Electrifying transportation, expanding education

A major collaboration between engineering, industry and education is paving the way to the future of electrified transportation. ASPIRE—Advancing Sustainability through Powered Infrastructure for Roadway Electrification—is a groundbreaking, multidisciplinary center that explores a diverse range of transportation questions, from electrified highways that energize vehicles to the placement of charging stations, data security and workforce development. With faculty from multiple departments within the College of Engineering and Applied Science in leading roles with ASPIRE, CU Boulder plays a major role in the center. 

The 2020–21 systemwide total marks the fifth consecutive year that the CU system’s annual sponsored research funding and gifts have topped $1 billion.
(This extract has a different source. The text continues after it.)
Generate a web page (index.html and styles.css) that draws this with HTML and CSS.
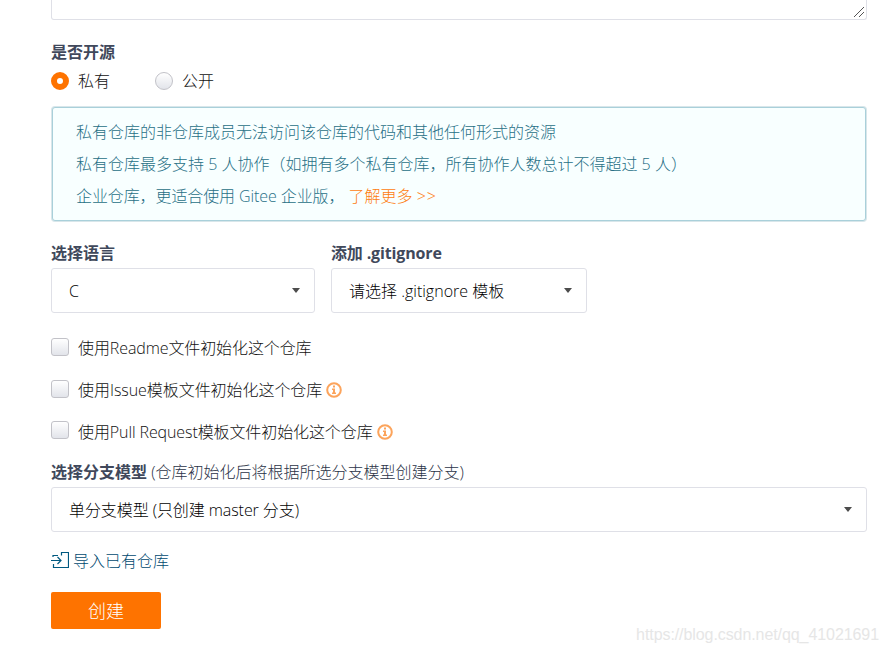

This year’s tally increased 3% over the previous year’s $1.41 billion mark.

“In addition to meeting Colorado’s workforce and education needs, CU is distinguished by the far-reaching and profound impact of its research and discovery,” said CU President Todd Saliman. “That our faculty continue to attract such impressive levels of funding speaks volumes about the caliber of their work and its potential to transform lives.”

A significant amount of sponsored research funding is directed to departments and researchers with unique expertise, such as biotechnology and aerospace, which stimulates industry.

Sponsored research funding from federal, state, international and foundation entities targets specific projects to advance research in laboratories and in the field. Research funding also helps pay for research-related capital improvements, scientific equipment, travel and salaries for research and support staff and student assistantships. CU cannot divert this funding to non-research-related expenses.